▸ WHAT YOU WILL DO: Can you set down, exactly as they appear below, the lines from the opening of the material through the one bearing "whitespace-nowrap font-bold text-[32px]", minus the pictures?

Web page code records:
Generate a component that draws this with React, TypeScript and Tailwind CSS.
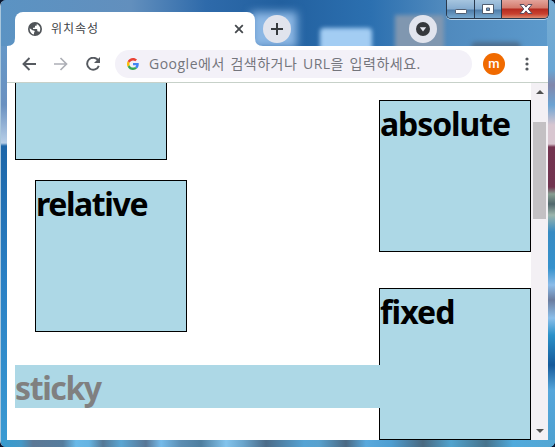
import React from "react";

const boxBase = "h-[152px] w-[152px] border border-black bg-[#add8e6]";
const heading = "origin-left whitespace-nowrap font-bold text-[32px] leading-[43px] font-['Noto_Sans',sans-serif]";

function Box({ label, className = "", textClass = "" }: { label?: string; className?: string; textClass?: string }) {
  return (
    <div className={`${boxBase} ${className}`}>
      {label && <div className={`${heading} w-fit ${textClass}`}>{label}</div>}
    </div>
  );
}

function Globe() {
  return (
    <svg className="h-[14px] w-[14px]" viewBox="0 0 14 14">
      <circle cx="7" cy="7" r="7" fill="#505458" />
      <path d="M1.700 6.200 4.500 8.300c1 .2 2 .3 2.200 1 .2.8-.8 1-.7 1.900v1.200C3.500 12.200 1.600 9.800 1.700 6.200Z" fill="white" />
      <path d="M8.700 1.900c2.100.7 3.600 2.700 3.600 5 0 1.300-.4 2.400-1.100 3.300-.3-.7-.7-1-1.300-1h-.6V7.700c0-.4-.3-.7-.7-.7H5V5.700h1.200c.5 0 .8-.3.8-.8V3.700h1c.6 0 .9-.5.700-1.800Z" fill="white" />
    </svg>
  );
}

function GoogleLogo() {
  return (
    <svg className="h-[12px] w-[12px]" viewBox="0 0 48 48">
      <path fill="#EA4335" d="M24 9.500c3.540 0 6.710 1.220 9.210 3.600l6.850-6.850C35.900 2.380 30.470 0 24 0 14.620 0 6.510 5.380 2.560 13.220l7.980 6.190C12.430 13.720 17.740 9.500 24 9.500z" />
      <path fill="#4285F4" d="M46.980 24.550c0-1.570-.15-3.090-.38-4.550H24v9.020h12.940c-.58 2.960-2.260 5.480-4.780 7.180l7.730 6c4.510-4.180 7.090-10.360 7.090-17.650z" />
      <path fill="#FBBC05" d="M10.530 28.590c-.48-1.450-.76-2.990-.76-4.590s.27-3.140.76-4.590l-7.980-6.190C.92 16.460 0 20.120 0 24c0 3.880.92 7.540 2.560 10.780l7.970-6.190z" />
      <path fill="#34A853" d="M24 48c6.480 0 11.930-2.130 15.890-5.810l-7.730-6c-2.150 1.450-4.920 2.300-8.160 2.300-6.260 0-11.570-4.220-13.470-9.910l-7.980 6.190C6.510 42.620 14.620 48 24 48z" />
    </svg>
  );
}

function Wallpaper() {
  return (
    <div className="absolute inset-0 overflow-hidden bg-[linear-gradient(180deg,#4a83bb_0,#6597c7_48px,#6a91c0_105px,#b8cfe8_143px,#1d66a8_146px,#2a80c4_280px,#3b9bd3_447px)]">
      <div className="absolute inset-x-0 top-0 h-[46px] bg-[linear-gradient(90deg,#5b93c3_0,#628fbd_130px,#2e6aaa_205px,#22609f_280px,#2c70b0_370px,#4f89bd_440px,#5d9bcd_555px)]" />
      <div className="absolute top-[12px] left-[250px] h-[36px] w-[46px] bg-[#8cb7e4] blur-[4px]" />
      <div className="absolute top-[28px] left-[319px] h-[30px] w-[52px] rounded bg-[#a3cdf3] blur-[2px]" />
      <div className="absolute top-[15px] left-[394px] h-[36px] w-[49px] bg-[#8097b0] blur-[2px]" />
      <div className="absolute top-[42px] left-[470px] h-[10px] w-[50px] rounded-full bg-[#4d6f90] blur-[2px]" />
      <div className="absolute top-0 right-0 h-full w-[8px] bg-[linear-gradient(180deg,#78add2_0,#6aa6d4_70px,#8187ab_85px,#6ba3d3_105px,#d7c6d0_125px,#d9c6d0_144px,#74334f_147px,#713450_187px,#879e91_194px,#50676c_204px,#9bb5ac_215px,#378bc3_232px,#3591cc_268px,#8bbce9_285px,#6a7c9f_300px,#8bbfea_318px,#2b91c9_335px,#155a9b_365px,#55a6db_390px,#4ca0d0_447px)]" />
      <div className="absolute inset-x-0 bottom-0 h-[7px] bg-[linear-gradient(90deg,#359bce_0,#4498c7_20px,#5c7895_32px,#557c9d_62px,#69b9e8_75px,#66b4e2_88px,#557895_102px,#5ba6d3_120px,#587695_145px,#76bbea_160px,#5b8db2_180px,#4e7e9f_200px,#83c4ed_225px,#6aa5cc_242px,#4b6b88_265px,#55a3d4_303px,#58a1ce_318px,#4b6983_345px,#59a9dd_365px,#4e9ed1_390px,#4a6980_422px,#51a3ce_450px,#47738c_485px,#50aadc_512px,#54a6d3_555px)]" />
    </div>
  );
}

function WindowControls() {
  return (
    <div className="absolute top-0 left-[446px] flex h-[19px] w-[103px] overflow-hidden rounded-b-[5px] border border-t-0 border-[#29394d] shadow-[0_1px_0_#bcd5ea]">
      <div className="h-full w-[28px] border-r border-[#29394d] bg-[linear-gradient(180deg,#a6c5df_0,#86acd0_9px,#4f7da9_10px,#77a9d0_18px)]" />
      <div className="h-full w-[27px] border-r border-[#29394d] bg-[linear-gradient(180deg,#a6c5df_0,#86acd0_9px,#4f7da9_10px,#77a9d0_18px)]" />
      <div className="h-full flex-1 bg-[linear-gradient(180deg,#e3a49b_0,#d47a6c_8px,#b52b20_9px,#c9412f_14px,#dd8b70_18px)]" />
      <svg className="absolute top-0 left-0 h-[18px] w-[102px]" viewBox="0 0 102 18">
        <rect x="8.500" y="9.500" width="11" height="4" rx=".7" fill="white" stroke="#505d70" />
        <path d="M35.500 4.500h11v9h-11Zm4 3.500v2.500h3V8Z" fill="white" fillRule="evenodd" stroke="#505d70" />
        <path d="M73 4.500h4l2 2.600 2-2.600h4L81.200 9l3.800 4.500h-4l-2-2.600-2 2.600h-4L76.800 9Z" fill="white" stroke="#594f60" />
      </svg>
    </div>
  );
}

function TabStrip() {
  return (
    <div className="relative flex h-[46px] items-end pl-[15px]">
      <svg className="absolute bottom-0 left-[7px] h-2 w-2" viewBox="0 0 8 8"><path d="M8 0v8H0Q8 8 8 0" fill="white" /></svg>
      <div className="flex h-[34px] w-[240px] items-center rounded-t-[8px] bg-white pr-[11px] pl-[13px]">
        <Globe />
        <span className="ml-[9px] flex-1 text-[12px] leading-[16px] tracking-[1px] text-[#404347]">위치속성</span>
        <svg className="h-[10px] w-[10px]" viewBox="0 0 10 10"><path d="m1.200 1.200 7.600 7.600m0-7.600-7.600 7.600" stroke="#45494d" strokeWidth="1.800" /></svg>
      </div>
      <svg className="h-2 w-2" viewBox="0 0 8 8"><path d="M0 0v8h8Q0 8 0 0" fill="white" /></svg>
      <div className="mb-[3px] flex h-[28px] w-[28px] items-center justify-center rounded-full bg-[#e1e4ed]">
        <svg className="h-3 w-3" viewBox="0 0 12 12"><path d="M6 0v12M0 6h12" stroke="#363a3e" strokeWidth="2" /></svg>
      </div>
      <div className="mb-[3px] ml-[118px] flex h-[28px] w-[28px] items-center justify-center rounded-full bg-[#e1e4ed]">
        <svg className="h-[14px] w-[14px]" viewBox="0 0 14 14"><circle cx="7" cy="7" r="7" fill="#35383c" /><path d="M3.800 5.300h6.400L7 9.500Z" fill="#e5e7ef" /></svg>
      </div>
      <WindowControls />
    </div>
  );
}

function Toolbar() {
  return (
    <div className="relative mx-[7px] flex h-[37px] items-center border-b border-[#c7d1c9] bg-white pl-[15px]">
      <svg className="h-[14px] w-[14px]" viewBox="0 0 14 14"><path d="M14 7H1.500M7.500 1 1.500 7l6 6" fill="none" stroke="#565a60" strokeWidth="1.900" /></svg>
      <svg className="ml-[18px] h-[14px] w-[14px]" viewBox="0 0 14 14"><path d="M0 7h12.500M6.500 1l6 6-6 6" fill="none" stroke="#adafb6" strokeWidth="1.700" /></svg>
      <svg className="ml-[18px] h-[14px] w-[14px]" viewBox="0 0 14 14"><path d="M12.300 3.600A6 6 0 1 0 12.800 8.800" fill="none" stroke="#565a60" strokeWidth="1.900" /><path d="M14 0v6H8Z" fill="#565a60" /></svg>
      <div className="ml-[15px] flex h-[28px] w-[357px] items-center rounded-full bg-[#f3f1f8] pl-[12px]">
        <GoogleLogo />
        <span className="ml-[10px] whitespace-nowrap text-[14px] leading-[20px] tracking-[0.5px] [word-spacing:1.5px] text-[#74757c]">Google에서 검색하거나 URL을 입력하세요.</span>
      </div>
      <div className="ml-[11px] flex h-[22px] w-[22px] items-center justify-center rounded-full bg-[#f06a00] pb-px font-['Roboto',sans-serif] text-[13px] font-medium leading-none text-white">m</div>
      <svg className="ml-[20px] h-[14px] w-[4px]" viewBox="0 0 4 14"><g fill="#54585d"><circle cx="2" cy="2" r="1.600" /><circle cx="2" cy="7" r="1.600" /><circle cx="2" cy="12" r="1.600" /></g></svg>
    </div>
  );
}

function Scrollbar() {
  return (
    <div className="flex h-full w-[17px] flex-col items-center bg-[#f3f0f4] pt-[7px] pb-[7px]">
      <svg className="h-[4px] w-[8px]" viewBox="0 0 8 4"><path d="M0 4 4 0l4 4Z" fill="#505050" /></svg>
      <div className="mt-[28px] h-[97px] w-[13px] bg-[#c3c0c3]" />
      <svg className="mt-auto h-[4px] w-[8px]" viewBox="0 0 8 4"><path d="m0 0 4 4 4-4Z" fill="#505050" /></svg>
    </div>
  );
}

function Page() {
  return (
    <main className="relative mx-[7px] flex h-[357px] overflow-hidden bg-white">
      <div className="flex-1 pl-[8px]">
        <Box className="-mt-[75px]" />
        <Box label="relative" className="mt-[20px] ml-[20px] pt-px" textClass="tracking-[-1.4px]" />
      </div>
      <div className="w-[152px] pt-[17px]">
        <Box label="absolute" className="pt-px" textClass="tracking-[-1.1px]" />
        <Box label="fixed" className="mt-[36px] pt-px" textClass="tracking-[-0.9px]" />
      </div>
      <div className="absolute top-[282px] left-[8px] h-[43px] w-[508px] bg-[#add8e6] pt-px">
        <div className={`${heading} w-fit tracking-[-1.4px] text-[#808080]`}>sticky</div>
      </div>
      <Scrollbar />
    </main>
  );
}

export default function App() {
  return (
    <div className="h-[447px] w-[555px] overflow-hidden bg-[#07142d] font-['Open_Sans','Noto_Sans_CJK_KR',sans-serif]">
      <div className="relative h-full w-full overflow-hidden rounded-[6px] border-l border-[#a9c7dd]">
        <Wallpaper />
        <div className="relative -ml-px w-[555px]">
          <TabStrip />
          <Toolbar />
          <Page />
        </div>
      </div>
    </div>
  );
}
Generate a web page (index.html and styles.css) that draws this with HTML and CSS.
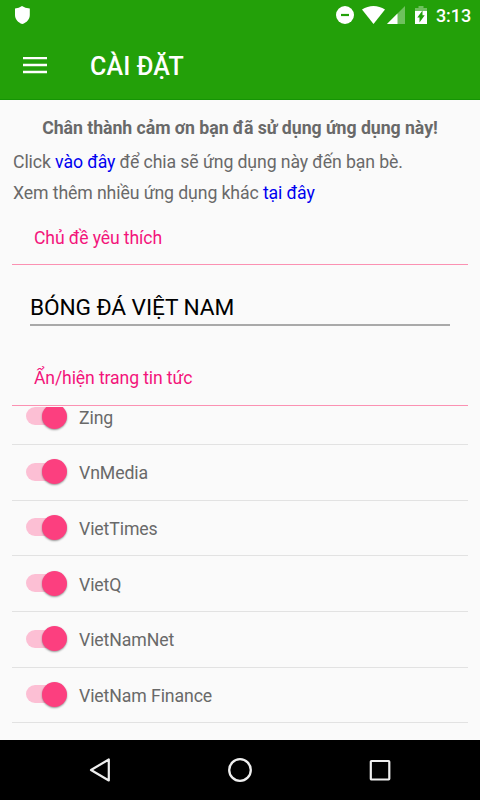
FILE: index.html
```html
<!DOCTYPE html>
<html lang="vi">
<head>
<meta charset="utf-8">
<title>Cài đặt</title>
<link rel="stylesheet" href="styles.css">
</head>
<body>
<header class="top">
  <div class="status">
    <svg class="shield" width="16" height="18" viewBox="0 0 16 18"><path d="M8 0Q11 2 15.800 2.600V9c0 4.200-3 7.600-7.500 9C4 16.600 1 13.200 1 9V2.600Q5 2 8 0z" fill="#fff"/></svg>
    <svg class="indicators" width="94" height="20" viewBox="0 0 94 20">
      <circle cx="9" cy="10" r="9" fill="#fff"/><path d="M5 10h8" stroke="#23a009" stroke-width="2.200"/>
      <path d="M26 4.500C33-.3 42-.3 49 4.500L37.500 19z" fill="#fff"/>
      <path d="M69 1v18H51z" fill="#fff" opacity=".35"/><path d="M61.500 8.500V19H51z" fill="#fff"/>
      <path d="M79 6V3h3.500V1h5v2H91v3z" fill="#fff" opacity=".35"/><path d="M79 6h12v13H79z" fill="#fff"/>
      <path d="M86.500 5.500v4.700h2.200L83.500 17.500v-5h-2.200z" fill="#23a009"/>
    </svg>
    <span class="clock">3:13</span>
  </div>
  <div class="toolbar">
    <svg width="24" height="18" viewBox="0 0 24 18"><path d="M0 1h24M0 8h24M0 15h24" stroke="#fff" stroke-width="2.600"/></svg>
    <h1>CÀI ĐẶT</h1>
  </div>
</header>
<main>
  <p class="thanks">Chân thành cảm ơn bạn đã sử dụng ứng dụng này!</p>
  <p class="line">Click <a>vào đây</a> để chia sẽ ứng dụng này đến bạn bè.</p>
  <p class="line">Xem thêm nhiều ứng dụng khác <a>tại đây</a></p>
  <h2 class="first">Chủ đề yêu thích</h2>
  <div class="field">BÓNG ĐÁ VIỆT NAM</div>
  <h2 class="second">Ẩn/hiện trang tin tức</h2>
  <div class="viewport">
    <ul>
      <li><i class="switch"></i><span>Zing</span></li>
      <li><i class="switch"></i><span>VnMedia</span></li>
      <li><i class="switch"></i><span>VietTimes</span></li>
      <li><i class="switch"></i><span>VietQ</span></li>
      <li><i class="switch"></i><span>VietNamNet</span></li>
      <li><i class="switch"></i><span>VietNam Finance</span></li>
    </ul>
  </div>
</main>
<nav>
  <svg width="24" height="26" viewBox="0 0 24 26"><path d="M20.800 2.500v21L3 13z" fill="none" stroke="#eee" stroke-width="2.200" stroke-linejoin="round"/></svg>
  <svg width="24" height="24" viewBox="0 0 24 24"><circle cx="12" cy="12" r="10.800" fill="none" stroke="#eee" stroke-width="2.300"/></svg>
  <svg width="24" height="24" viewBox="0 0 24 24"><rect x="2.800" y="3" width="18.500" height="18.500" rx=".7" fill="none" stroke="#eee" stroke-width="2.200"/></svg>
</nav>
</body>
</html>
```
FILE: styles.css
```css
* { box-sizing: border-box; }
body {
  margin: 0;
  width: 480px;
  height: 800px;
  display: flex;
  flex-direction: column;
  overflow: hidden;
  background: #fafafa;
  color: #696969;
  font: 17.700px/24px Roboto, sans-serif;
  letter-spacing: -0.110px;
}
h1, h2, p, ul { margin: 0; padding: 0; }
.top {
  height: 100px;
  flex: none;
  background: #23a009;
  border-bottom: 1px solid #159404;
  color: #fff;
}
.status {
  height: 36px;
  display: flex;
  align-items: flex-start;
  padding: 5px 10px 0 14px;
}
.shield { margin-top: 1px; }
.indicators { margin-left: auto; }
.clock {
  width: 34px;
  margin-left: 6px;
  font-size: 18px;
  font-weight: 500;
  line-height: 22px;
  white-space: nowrap;
}
.toolbar {
  height: 59px;
  display: flex;
  align-items: center;
  padding-left: 23px;
  gap: 43px;
}
h1 { font-size: 25px; font-weight: 500; line-height: 30px; padding-top: 2px; letter-spacing: 0.150px; }
main {
  flex: 1;
  min-height: 0;
  display: flex;
  flex-direction: column;
  padding: 16px 12px 0;
}
.thanks { height: 34px; text-align: center; font-weight: 700; white-space: nowrap; letter-spacing: -0.040px; }
.line { height: 31px; padding-left: 1px; white-space: nowrap; }
a { color: #0000f0; }
h2 {
  font-weight: 400;
  font-size: 17.600px;
  line-height: 24px;
  color: #f3157b;
  border-bottom: 1px solid #fb91b2;
  padding-left: 22px;
}
.first { height: 53px; padding-top: 14px; }
.field {
  height: 44px;
  margin: 17px 18px 0;
  padding-top: 12px;
  border-bottom: 2px solid #a9a9a9;
  color: #000;
  font-size: 22.700px;
  line-height: 28px;
}
.second { height: 80px; padding-top: 40px; }
.viewport { flex: 1; min-height: 0; overflow: hidden; margin-top: 1px; }
ul { list-style: none; margin-top: -17.500px; }
li {
  height: 55.650px;
  display: flex;
  align-items: center;
  padding: 0 0 1.400px 14px;
  border-bottom: 1px solid #e2e2e2;
}
li span { margin-left: 12px; padding-top: 3px; }
.switch {
  width: 41px;
  height: 26px;
  display: grid;
  align-items: center;
}
.switch::before,
.switch::after { content: ""; grid-area: 1 / 1; }
.switch::before {
  width: 32px;
  height: 18px;
  border-radius: 9px;
  background: #fcbfd4;
}
.switch::after {
  justify-self: end;
  width: 25px;
  height: 25px;
  border-radius: 50%;
  background: #fc3f7f;
  box-shadow: 0 1px 2px rgba(0, 0, 0, .4);
}
nav {
  height: 60px;
  flex: none;
  display: flex;
  align-items: center;
  justify-content: center;
  gap: 116px;
  background: #000;
}
```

▸ REPLY TO THE TASK:
Generate a component that draws this with React, TypeScript and Tailwind CSS.
import React from "react";

const boxBase = "h-[152px] w-[152px] border border-black bg-[#add8e6]";
const heading = "origin-left whitespace-nowrap font-bold text-[32px] leading-[43px] font-['Noto_Sans',sans-serif]";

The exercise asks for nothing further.